Excerpted data:

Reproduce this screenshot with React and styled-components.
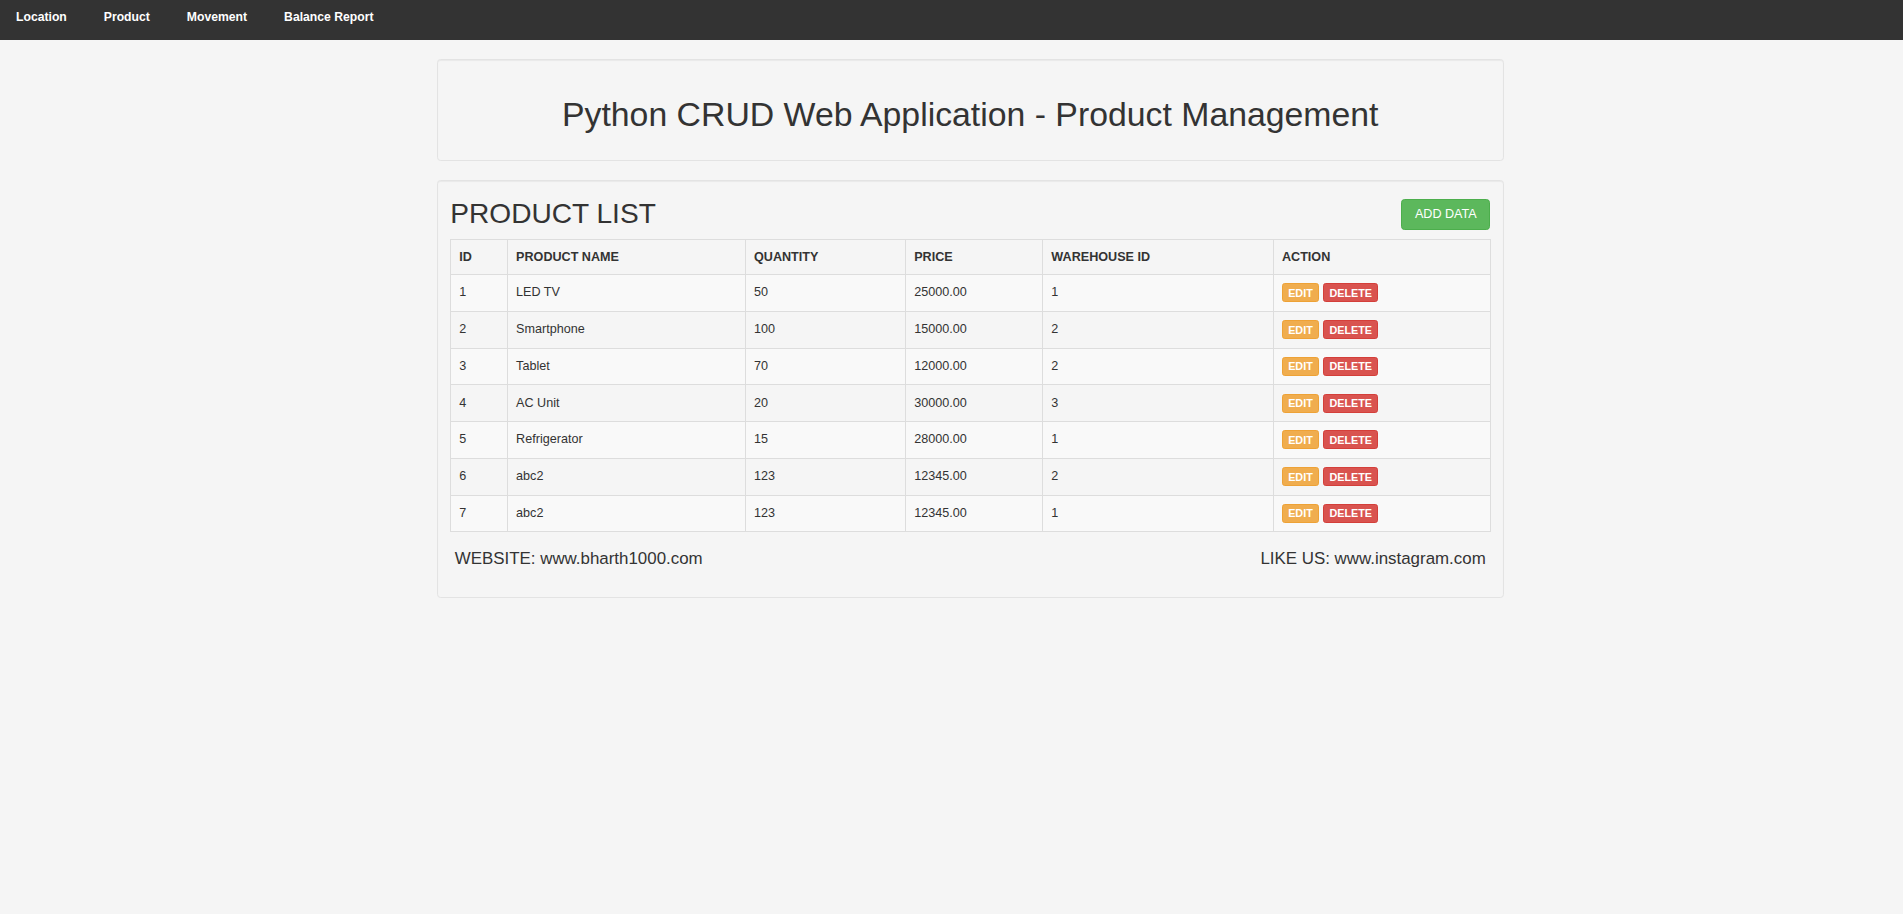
import React from 'react';
import styled, { createGlobalStyle } from 'styled-components';

const GlobalStyle = createGlobalStyle`
	html, body {
		margin: 0;
		padding: 0;
		background: #f5f5f5;
		font-family: "Liberation Sans", Arial, Helvetica, sans-serif;
		color: #333;
	}
	* {
		box-sizing: border-box;
	}
`;

const products = [
	{ id: 1, name: 'LED TV', qty: 50, price: '25000.00', warehouse: 1 },
	{ id: 2, name: 'Smartphone', qty: 100, price: '15000.00', warehouse: 2 },
	{ id: 3, name: 'Tablet', qty: 70, price: '12000.00', warehouse: 2 },
	{ id: 4, name: 'AC Unit', qty: 20, price: '30000.00', warehouse: 3 },
	{ id: 5, name: 'Refrigerator', qty: 15, price: '28000.00', warehouse: 1 },
	{ id: 6, name: 'abc2', qty: 123, price: '12345.00', warehouse: 2 },
	{ id: 7, name: 'abc2', qty: 123, price: '12345.00', warehouse: 1 }
];

const columns = [
	{ label: 'ID', width: 56.8 },
	{ label: 'PRODUCT NAME', width: 237.9 },
	{ label: 'QUANTITY', width: 160.2 },
	{ label: 'PRICE', width: 137.2 },
	{ label: 'WAREHOUSE ID', width: 230.6 },
	{ label: 'ACTION', width: 217.2 }
];

const navLinks = ['Location', 'Product', 'Movement', 'Balance Report'];

export default function App() {
	return (
		<>
			<GlobalStyle />
			<NavBar>
				{navLinks.map((link) => (
					<NavLink key={link} href="#">
						{link}
					</NavLink>
				))}
			</NavBar>
			<Container>
				<Well header>
					<Title>Python CRUD Web Application - Product Management</Title>
				</Well>
				<Well>
					<ListHeader>
						<Heading>PRODUCT LIST</Heading>
						<Button color="green">ADD DATA</Button>
					</ListHeader>
					<Table>
						<colgroup>
							{columns.map((c) => (
								<col key={c.label} style={{ width: c.width }} />
							))}
						</colgroup>
						<thead>
							<tr>
								{columns.map((c) => (
									<Th key={c.label}>{c.label}</Th>
								))}
							</tr>
						</thead>
						<tbody>
							{products.map((p) => (
								<Row key={p.id}>
									<Td>{p.id}</Td>
									<Td>{p.name}</Td>
									<Td>{p.qty}</Td>
									<Td>{p.price}</Td>
									<Td>{p.warehouse}</Td>
									<Td>
										<Actions>
											<SmallButton color="orange">EDIT</SmallButton>
											<SmallButton color="red">DELETE</SmallButton>
										</Actions>
									</Td>
								</Row>
							))}
						</tbody>
					</Table>
					<Footer>
						<span>WEBSITE: www.bharth1000.com</span>
						<span>LIKE US: www.instagram.com</span>
					</Footer>
				</Well>
			</Container>
		</>
	);
}

const NavBar = styled.nav`
	display: flex;
	align-items: flex-start;
	gap: 37px;
	height: 40px;
	padding: 9px 0 0 16px;
	background-color: #333;
`;

const NavLink = styled.a`
	color: #fff;
	font-size: 12.2px;
	font-weight: 700;
	line-height: 16px;
	text-decoration: none;
`;

const Container = styled.main`
	width: 1067.5px;
	margin: 19px 0 0 436.5px;
`;

const Well = styled.section`
	background-color: #f5f5f5;
	border: 1px solid #e3e3e3;
	border-radius: 3.6px;
	box-shadow: inset 0 1px 1px rgba(0, 0, 0, 0.05);
	margin-bottom: 18.5px;
	${(props) =>
		props.header
			? `height: 102px; padding: 36px 13px 0; text-align: center;`
			: `padding: 14px 12.8px 0; height: 418px;`};
`;

const Title = styled.h1`
	margin: 0;
	font-size: 33.8px;
	font-weight: 400;
	line-height: 37px;
	color: #333;
`;

const ListHeader = styled.div`
	display: flex;
	justify-content: space-between;
	align-items: flex-start;
	height: 44px;
	padding-top: 4px;
`;

const Heading = styled.h2`
	margin: 0;
	font-size: 28.1px;
	font-weight: 400;
	line-height: 30px;
	color: #333;
`;

const palette = {
	green: { bg: '#5cb85c', border: '#4cae4c' },
	orange: { bg: '#f0ad4e', border: '#eea236' },
	red: { bg: '#d9534f', border: '#d43f3a' }
};

const Button = styled.button`
	display: inline-flex;
	align-items: center;
	justify-content: center;
	height: 31.4px;
	padding: 0 12.5px;
	font-family: inherit;
	font-size: 12.6px;
	color: #fff;
	background-color: ${(props) => palette[props.color].bg};
	border: 1px solid ${(props) => palette[props.color].border};
	border-radius: 3.6px;
	cursor: pointer;
`;

const SmallButton = styled(Button)`
	height: 19px;
	padding: 0 5.2px;
	font-size: 10.8px;
	font-weight: 700;
	border-radius: 2.7px;
`;

const Table = styled.table`
	width: 1040px;
	table-layout: fixed;
	border-collapse: collapse;
	border: 1px solid #ddd;
	font-size: 12.6px;
	line-height: 18px;
`;

const Th = styled.th`
	padding: 8.3px 8px 8.3px;
	text-align: left;
	font-weight: 700;
	vertical-align: bottom;
	border: 1px solid #ddd;
`;

const Row = styled.tr`
	&:nth-child(odd) {
		background-color: #f9f9f9;
	}
`;

const Td = styled.td`
	padding: 8.2px 8px 6.2px;
	vertical-align: top;
	border: 1px solid #ddd;
	height: 36.76px;
`;

const Actions = styled.div`
	display: flex;
	gap: 4.3px;
	height: 21.4px;
`;

const Footer = styled.div`
	display: flex;
	justify-content: space-between;
	margin-top: 18px;
	padding: 0 4.5px;
	font-size: 16.9px;
	line-height: 18.2px;
	color: #333;
`;
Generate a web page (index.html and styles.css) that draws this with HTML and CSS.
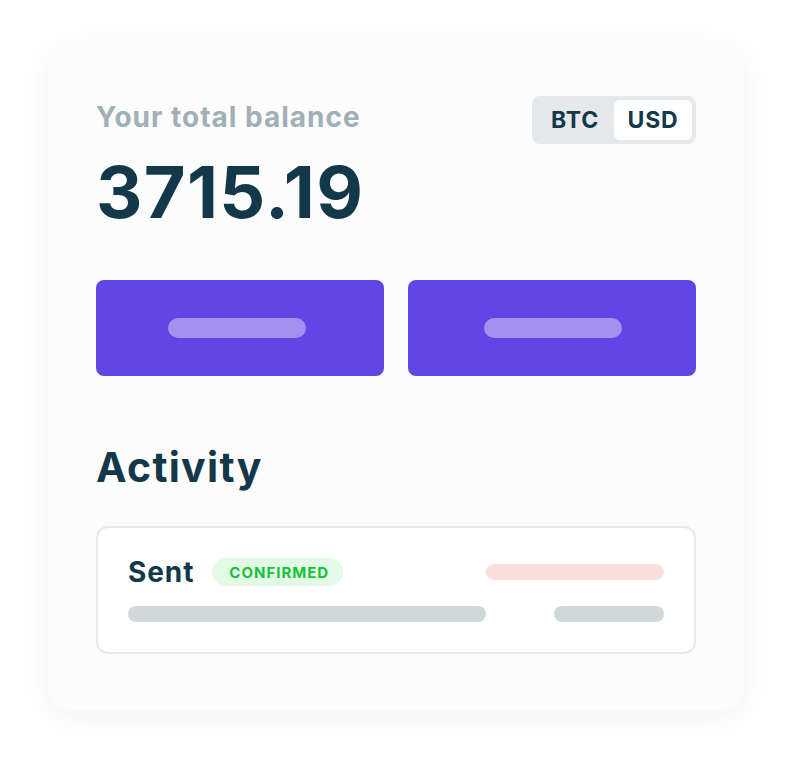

Exercise objective: The required output is the exact run of lines from the start of the records through the line containing "const navLinks = ['Location', 'Product', 'Movement', 'Balance", both ends included, with no pictures.

Solution for this problem:
Reproduce this screenshot with React and styled-components.
import React from 'react';
import styled, { createGlobalStyle } from 'styled-components';

const GlobalStyle = createGlobalStyle`
	html, body {
		margin: 0;
		padding: 0;
		background: #f5f5f5;
		font-family: "Liberation Sans", Arial, Helvetica, sans-serif;
		color: #333;
	}
	* {
		box-sizing: border-box;
	}
`;

const products = [
	{ id: 1, name: 'LED TV', qty: 50, price: '25000.00', warehouse: 1 },
	{ id: 2, name: 'Smartphone', qty: 100, price: '15000.00', warehouse: 2 },
	{ id: 3, name: 'Tablet', qty: 70, price: '12000.00', warehouse: 2 },
	{ id: 4, name: 'AC Unit', qty: 20, price: '30000.00', warehouse: 3 },
	{ id: 5, name: 'Refrigerator', qty: 15, price: '28000.00', warehouse: 1 },
	{ id: 6, name: 'abc2', qty: 123, price: '12345.00', warehouse: 2 },
	{ id: 7, name: 'abc2', qty: 123, price: '12345.00', warehouse: 1 }
];

const columns = [
	{ label: 'ID', width: 56.8 },
	{ label: 'PRODUCT NAME', width: 237.9 },
	{ label: 'QUANTITY', width: 160.2 },
	{ label: 'PRICE', width: 137.2 },
	{ label: 'WAREHOUSE ID', width: 230.6 },
	{ label: 'ACTION', width: 217.2 }
];

const navLinks = ['Location', 'Product', 'Movement', 'Balance Report'];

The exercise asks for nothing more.